[Stored entries]
[start]

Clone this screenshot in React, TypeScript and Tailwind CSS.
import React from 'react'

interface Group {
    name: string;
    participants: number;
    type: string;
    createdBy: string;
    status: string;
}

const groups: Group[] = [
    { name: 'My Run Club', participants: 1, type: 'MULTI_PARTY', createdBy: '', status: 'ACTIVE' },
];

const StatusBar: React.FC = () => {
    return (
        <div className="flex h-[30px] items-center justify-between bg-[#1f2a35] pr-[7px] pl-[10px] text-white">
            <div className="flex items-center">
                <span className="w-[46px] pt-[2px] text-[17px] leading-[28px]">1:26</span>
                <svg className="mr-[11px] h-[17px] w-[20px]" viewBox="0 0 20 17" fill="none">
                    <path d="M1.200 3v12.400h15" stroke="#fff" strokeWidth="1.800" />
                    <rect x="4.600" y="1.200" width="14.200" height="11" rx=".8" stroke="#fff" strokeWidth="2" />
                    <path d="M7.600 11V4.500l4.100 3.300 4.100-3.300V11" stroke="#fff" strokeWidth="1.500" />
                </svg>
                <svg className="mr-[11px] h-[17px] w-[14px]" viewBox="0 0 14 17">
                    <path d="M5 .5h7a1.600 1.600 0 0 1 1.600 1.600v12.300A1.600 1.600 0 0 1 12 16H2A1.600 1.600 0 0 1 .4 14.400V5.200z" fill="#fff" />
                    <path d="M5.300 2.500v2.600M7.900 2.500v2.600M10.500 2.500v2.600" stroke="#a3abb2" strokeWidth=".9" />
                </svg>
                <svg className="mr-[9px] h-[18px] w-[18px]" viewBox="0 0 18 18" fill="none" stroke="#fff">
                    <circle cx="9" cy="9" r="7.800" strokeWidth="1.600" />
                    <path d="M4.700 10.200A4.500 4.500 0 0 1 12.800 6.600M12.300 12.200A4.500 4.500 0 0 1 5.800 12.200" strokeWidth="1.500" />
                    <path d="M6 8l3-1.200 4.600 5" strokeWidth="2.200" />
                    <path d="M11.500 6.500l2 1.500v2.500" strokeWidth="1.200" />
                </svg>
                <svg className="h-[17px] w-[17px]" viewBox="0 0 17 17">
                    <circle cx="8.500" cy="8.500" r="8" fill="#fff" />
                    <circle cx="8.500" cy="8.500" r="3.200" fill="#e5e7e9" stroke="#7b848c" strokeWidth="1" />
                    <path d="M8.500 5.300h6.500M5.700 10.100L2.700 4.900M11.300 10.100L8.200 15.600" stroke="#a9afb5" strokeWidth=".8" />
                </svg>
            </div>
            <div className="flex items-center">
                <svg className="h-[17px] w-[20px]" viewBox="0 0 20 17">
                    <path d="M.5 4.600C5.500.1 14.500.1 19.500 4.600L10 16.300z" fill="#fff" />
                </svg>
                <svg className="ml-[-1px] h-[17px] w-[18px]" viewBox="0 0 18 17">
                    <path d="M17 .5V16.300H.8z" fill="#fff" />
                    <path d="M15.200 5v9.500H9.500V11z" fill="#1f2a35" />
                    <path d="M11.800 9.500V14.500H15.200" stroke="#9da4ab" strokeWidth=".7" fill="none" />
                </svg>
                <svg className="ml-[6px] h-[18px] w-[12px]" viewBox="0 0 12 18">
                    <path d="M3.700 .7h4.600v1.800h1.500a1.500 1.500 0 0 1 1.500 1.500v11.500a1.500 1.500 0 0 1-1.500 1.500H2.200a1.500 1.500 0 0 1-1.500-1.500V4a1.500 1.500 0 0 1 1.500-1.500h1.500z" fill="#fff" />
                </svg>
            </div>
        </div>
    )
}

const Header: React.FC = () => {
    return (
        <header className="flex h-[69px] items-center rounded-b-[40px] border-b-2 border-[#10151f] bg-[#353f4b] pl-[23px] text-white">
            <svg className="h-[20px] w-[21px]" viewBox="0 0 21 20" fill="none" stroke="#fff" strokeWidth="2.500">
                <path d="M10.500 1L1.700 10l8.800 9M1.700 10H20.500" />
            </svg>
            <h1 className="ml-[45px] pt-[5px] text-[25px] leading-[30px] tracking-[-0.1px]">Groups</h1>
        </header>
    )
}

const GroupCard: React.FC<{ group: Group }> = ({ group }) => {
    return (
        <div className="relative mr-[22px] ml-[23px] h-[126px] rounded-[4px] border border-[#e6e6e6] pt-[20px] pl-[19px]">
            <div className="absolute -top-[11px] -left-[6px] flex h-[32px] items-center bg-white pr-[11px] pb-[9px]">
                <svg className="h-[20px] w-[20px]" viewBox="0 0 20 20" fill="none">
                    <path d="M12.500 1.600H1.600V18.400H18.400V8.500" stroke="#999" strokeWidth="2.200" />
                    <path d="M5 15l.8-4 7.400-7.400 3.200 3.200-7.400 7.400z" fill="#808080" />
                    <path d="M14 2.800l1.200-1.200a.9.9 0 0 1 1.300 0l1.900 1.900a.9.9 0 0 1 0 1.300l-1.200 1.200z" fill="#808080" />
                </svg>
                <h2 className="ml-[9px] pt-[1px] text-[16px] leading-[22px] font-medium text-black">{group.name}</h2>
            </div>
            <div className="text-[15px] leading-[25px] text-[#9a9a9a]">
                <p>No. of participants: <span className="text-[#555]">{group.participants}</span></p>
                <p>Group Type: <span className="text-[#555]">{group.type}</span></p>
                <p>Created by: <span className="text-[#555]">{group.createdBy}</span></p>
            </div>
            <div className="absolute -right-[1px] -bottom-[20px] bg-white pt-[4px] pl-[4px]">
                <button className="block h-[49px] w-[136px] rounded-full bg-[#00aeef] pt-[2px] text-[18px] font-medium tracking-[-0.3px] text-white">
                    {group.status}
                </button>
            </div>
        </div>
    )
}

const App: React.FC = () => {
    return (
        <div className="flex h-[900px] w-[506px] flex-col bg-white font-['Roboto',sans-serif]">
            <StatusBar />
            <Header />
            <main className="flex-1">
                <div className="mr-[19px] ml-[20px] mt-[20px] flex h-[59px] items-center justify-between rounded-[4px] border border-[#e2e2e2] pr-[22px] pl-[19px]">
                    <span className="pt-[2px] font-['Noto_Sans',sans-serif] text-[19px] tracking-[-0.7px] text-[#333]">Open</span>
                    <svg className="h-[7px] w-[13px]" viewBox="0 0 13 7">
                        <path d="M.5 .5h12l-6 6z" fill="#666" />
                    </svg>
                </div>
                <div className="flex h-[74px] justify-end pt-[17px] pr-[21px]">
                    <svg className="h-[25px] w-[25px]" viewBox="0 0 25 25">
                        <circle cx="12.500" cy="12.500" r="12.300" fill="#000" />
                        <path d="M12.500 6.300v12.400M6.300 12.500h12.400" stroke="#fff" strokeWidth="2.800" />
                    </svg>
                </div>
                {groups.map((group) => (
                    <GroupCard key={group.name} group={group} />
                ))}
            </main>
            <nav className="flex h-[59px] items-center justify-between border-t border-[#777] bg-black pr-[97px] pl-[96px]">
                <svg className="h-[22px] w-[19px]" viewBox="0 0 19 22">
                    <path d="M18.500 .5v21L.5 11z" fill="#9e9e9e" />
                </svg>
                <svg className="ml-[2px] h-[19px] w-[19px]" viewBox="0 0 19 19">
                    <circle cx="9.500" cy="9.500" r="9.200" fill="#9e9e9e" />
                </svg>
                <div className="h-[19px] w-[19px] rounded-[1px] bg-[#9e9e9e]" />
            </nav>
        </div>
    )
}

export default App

[end]
[start]

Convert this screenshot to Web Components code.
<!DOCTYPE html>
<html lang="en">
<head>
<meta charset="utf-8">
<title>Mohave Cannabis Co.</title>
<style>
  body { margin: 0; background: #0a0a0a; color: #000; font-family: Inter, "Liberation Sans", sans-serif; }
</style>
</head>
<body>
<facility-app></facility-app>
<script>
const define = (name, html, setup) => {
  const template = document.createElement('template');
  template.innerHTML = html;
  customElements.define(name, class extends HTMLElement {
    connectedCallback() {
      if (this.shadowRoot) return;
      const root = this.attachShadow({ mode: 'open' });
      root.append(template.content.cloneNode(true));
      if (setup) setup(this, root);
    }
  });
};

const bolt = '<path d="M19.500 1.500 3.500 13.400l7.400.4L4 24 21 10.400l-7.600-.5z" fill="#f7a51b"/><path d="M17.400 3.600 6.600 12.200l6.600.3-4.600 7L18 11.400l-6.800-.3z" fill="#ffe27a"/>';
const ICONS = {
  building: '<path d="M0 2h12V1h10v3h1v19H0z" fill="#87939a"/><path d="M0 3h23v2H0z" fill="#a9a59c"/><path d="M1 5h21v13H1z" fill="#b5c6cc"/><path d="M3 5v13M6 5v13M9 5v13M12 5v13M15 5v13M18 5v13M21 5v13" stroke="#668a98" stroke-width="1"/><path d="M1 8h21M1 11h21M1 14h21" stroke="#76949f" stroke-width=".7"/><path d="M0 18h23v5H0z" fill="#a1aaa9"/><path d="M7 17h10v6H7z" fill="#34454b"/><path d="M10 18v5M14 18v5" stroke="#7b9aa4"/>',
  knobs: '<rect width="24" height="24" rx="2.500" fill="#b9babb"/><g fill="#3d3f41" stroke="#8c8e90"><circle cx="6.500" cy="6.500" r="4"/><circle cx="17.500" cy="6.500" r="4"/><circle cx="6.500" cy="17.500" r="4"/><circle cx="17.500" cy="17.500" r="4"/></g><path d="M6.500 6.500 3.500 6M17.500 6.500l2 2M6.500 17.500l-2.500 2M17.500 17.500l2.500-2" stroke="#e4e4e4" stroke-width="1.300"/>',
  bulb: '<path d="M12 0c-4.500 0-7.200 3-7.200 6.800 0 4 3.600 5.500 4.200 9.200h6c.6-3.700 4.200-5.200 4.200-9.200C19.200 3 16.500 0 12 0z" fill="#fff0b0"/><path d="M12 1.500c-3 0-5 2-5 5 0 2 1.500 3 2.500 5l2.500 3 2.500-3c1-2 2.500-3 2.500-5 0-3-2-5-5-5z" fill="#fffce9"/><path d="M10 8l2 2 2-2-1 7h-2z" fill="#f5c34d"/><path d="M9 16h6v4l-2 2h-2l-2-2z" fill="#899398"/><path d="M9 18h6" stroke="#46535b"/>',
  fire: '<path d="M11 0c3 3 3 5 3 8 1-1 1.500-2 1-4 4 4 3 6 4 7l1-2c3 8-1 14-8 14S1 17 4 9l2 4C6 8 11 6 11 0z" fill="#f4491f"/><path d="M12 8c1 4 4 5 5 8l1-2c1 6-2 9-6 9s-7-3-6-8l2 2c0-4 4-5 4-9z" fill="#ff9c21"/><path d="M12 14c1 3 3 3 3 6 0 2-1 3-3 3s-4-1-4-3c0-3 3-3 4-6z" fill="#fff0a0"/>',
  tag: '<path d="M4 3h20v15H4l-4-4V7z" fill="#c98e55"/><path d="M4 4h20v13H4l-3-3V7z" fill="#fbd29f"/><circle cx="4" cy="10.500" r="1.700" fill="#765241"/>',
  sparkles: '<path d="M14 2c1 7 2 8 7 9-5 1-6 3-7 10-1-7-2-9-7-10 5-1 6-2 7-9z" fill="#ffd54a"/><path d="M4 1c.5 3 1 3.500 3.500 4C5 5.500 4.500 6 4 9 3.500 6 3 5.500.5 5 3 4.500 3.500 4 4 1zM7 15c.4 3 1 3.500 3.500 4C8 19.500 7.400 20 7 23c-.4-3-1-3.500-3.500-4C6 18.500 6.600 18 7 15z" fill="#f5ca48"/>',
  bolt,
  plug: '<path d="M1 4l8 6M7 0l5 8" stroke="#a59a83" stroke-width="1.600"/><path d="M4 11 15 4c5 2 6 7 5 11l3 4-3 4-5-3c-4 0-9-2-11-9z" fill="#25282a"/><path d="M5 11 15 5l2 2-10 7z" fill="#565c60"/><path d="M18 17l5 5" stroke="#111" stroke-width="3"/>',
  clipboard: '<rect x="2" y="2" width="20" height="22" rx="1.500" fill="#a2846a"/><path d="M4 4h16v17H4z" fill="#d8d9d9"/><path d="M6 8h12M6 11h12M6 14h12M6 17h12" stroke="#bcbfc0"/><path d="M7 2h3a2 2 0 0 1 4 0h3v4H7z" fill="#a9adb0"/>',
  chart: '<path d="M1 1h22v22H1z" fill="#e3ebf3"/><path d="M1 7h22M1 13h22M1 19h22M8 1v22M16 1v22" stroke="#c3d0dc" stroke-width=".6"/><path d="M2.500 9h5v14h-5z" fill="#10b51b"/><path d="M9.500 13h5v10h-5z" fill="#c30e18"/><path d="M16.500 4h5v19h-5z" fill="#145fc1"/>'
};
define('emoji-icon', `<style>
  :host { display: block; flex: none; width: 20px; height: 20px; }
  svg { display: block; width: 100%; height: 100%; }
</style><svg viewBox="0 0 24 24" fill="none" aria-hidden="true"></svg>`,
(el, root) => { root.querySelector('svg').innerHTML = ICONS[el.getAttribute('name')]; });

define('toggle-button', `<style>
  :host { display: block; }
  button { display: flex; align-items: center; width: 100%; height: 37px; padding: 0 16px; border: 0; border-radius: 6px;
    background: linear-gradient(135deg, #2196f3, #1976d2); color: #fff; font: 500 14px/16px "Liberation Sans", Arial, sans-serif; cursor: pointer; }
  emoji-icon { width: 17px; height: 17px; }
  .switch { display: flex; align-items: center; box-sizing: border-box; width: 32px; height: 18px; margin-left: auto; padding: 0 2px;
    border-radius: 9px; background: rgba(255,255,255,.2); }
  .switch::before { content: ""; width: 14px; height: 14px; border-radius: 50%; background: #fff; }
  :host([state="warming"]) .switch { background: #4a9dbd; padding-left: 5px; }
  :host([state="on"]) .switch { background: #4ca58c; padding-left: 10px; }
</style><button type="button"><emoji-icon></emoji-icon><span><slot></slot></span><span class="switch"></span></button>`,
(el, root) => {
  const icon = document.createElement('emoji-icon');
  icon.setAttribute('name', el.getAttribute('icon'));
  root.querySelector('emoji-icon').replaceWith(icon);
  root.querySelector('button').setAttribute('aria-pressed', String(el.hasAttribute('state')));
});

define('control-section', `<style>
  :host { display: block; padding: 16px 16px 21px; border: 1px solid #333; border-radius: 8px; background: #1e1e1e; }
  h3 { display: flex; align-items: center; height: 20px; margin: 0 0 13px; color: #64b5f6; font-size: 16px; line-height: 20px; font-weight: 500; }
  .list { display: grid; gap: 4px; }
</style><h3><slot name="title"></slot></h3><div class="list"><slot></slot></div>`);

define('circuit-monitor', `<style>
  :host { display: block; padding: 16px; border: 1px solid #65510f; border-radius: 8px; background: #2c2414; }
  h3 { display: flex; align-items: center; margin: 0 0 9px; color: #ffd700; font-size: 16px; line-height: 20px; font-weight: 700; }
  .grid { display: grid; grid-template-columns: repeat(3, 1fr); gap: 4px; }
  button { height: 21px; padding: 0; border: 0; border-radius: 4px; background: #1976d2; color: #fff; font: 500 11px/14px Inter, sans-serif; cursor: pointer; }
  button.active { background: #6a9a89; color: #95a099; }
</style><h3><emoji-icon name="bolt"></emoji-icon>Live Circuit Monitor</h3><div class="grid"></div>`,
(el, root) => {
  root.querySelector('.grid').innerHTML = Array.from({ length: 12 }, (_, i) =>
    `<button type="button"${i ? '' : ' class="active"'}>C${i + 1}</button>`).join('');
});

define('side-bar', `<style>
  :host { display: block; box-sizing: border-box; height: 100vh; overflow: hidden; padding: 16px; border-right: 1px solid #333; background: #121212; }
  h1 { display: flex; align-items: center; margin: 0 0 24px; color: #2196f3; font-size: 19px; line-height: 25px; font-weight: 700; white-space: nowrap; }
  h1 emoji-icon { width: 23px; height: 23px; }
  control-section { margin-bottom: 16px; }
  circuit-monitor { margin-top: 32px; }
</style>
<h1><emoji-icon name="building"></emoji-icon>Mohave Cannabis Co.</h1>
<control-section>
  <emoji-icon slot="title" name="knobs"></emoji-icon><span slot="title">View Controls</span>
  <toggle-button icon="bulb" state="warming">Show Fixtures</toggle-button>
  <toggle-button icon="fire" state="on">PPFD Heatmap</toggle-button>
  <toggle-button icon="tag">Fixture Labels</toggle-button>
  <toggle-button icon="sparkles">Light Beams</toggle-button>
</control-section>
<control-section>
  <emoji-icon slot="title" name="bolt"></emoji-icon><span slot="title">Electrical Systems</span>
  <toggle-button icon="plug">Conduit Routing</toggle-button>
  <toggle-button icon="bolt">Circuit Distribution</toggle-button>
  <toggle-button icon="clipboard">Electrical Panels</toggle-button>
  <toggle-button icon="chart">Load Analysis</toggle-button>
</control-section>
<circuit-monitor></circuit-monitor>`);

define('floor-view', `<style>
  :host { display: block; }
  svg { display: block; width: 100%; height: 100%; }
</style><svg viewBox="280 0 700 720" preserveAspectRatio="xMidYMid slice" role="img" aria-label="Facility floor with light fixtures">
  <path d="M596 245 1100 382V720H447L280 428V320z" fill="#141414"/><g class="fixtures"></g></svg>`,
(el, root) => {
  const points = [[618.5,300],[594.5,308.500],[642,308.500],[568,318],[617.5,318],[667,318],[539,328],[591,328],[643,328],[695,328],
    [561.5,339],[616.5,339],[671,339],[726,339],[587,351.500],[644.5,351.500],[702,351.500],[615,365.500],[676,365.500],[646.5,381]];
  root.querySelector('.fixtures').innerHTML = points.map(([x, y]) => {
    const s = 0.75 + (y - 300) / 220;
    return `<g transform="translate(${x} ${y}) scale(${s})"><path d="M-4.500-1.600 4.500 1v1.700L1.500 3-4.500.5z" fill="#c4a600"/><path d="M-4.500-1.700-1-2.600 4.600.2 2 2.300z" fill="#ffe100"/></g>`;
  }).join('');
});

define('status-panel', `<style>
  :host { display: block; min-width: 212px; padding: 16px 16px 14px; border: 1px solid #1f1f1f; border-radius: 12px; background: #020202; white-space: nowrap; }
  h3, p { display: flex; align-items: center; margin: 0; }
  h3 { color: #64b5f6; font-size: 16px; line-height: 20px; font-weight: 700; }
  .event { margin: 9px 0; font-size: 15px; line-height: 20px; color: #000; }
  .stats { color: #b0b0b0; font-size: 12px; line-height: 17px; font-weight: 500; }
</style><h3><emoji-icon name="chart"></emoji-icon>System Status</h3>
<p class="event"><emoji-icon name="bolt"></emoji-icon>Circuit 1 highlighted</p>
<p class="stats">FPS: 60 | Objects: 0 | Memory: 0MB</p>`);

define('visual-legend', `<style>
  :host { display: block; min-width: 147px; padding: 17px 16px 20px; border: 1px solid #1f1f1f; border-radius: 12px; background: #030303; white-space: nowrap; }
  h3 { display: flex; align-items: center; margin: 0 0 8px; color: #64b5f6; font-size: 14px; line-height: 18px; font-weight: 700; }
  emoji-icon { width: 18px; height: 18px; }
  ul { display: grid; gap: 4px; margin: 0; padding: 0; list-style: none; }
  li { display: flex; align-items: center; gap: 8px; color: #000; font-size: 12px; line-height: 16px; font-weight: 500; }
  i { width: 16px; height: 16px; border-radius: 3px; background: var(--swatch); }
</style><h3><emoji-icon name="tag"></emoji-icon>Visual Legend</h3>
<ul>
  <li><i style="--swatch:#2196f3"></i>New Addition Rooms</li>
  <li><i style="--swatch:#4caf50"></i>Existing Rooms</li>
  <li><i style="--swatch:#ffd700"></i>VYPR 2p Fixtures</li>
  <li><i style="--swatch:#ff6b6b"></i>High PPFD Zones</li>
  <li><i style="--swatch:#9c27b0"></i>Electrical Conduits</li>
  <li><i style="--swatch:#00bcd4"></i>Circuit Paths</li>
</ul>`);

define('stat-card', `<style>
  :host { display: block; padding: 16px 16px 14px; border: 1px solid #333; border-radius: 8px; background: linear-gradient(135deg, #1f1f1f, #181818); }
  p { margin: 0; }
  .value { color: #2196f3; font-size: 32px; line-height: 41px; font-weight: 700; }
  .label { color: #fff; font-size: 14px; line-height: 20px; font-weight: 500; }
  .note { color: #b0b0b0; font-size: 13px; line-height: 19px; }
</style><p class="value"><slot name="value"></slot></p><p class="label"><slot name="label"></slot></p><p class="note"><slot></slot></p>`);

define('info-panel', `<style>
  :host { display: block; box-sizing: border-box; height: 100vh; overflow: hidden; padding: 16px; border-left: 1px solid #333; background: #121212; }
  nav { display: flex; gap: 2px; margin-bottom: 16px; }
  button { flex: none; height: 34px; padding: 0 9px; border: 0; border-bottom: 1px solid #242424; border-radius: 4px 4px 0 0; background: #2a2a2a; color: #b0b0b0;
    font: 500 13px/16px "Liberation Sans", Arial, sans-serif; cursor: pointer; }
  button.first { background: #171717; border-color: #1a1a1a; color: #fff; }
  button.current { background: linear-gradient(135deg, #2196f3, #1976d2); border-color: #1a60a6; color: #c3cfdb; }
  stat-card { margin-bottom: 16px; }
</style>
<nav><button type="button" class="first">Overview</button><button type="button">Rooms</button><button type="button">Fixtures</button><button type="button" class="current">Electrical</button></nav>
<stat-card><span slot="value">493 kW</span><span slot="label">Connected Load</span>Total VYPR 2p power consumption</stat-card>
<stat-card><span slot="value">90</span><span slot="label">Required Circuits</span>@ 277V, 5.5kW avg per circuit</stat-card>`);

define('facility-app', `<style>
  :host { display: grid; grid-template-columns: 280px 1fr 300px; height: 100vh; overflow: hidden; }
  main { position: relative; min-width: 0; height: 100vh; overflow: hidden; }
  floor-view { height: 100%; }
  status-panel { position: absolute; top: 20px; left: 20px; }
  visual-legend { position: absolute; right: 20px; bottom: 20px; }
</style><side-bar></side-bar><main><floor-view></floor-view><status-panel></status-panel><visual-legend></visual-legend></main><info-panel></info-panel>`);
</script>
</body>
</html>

[end]

• Exercise goal:
Extract every line containing the string "screenshot" from the material.

• Written response:
Clone this screenshot in React, TypeScript and Tailwind CSS.
Convert this screenshot to Web Components code.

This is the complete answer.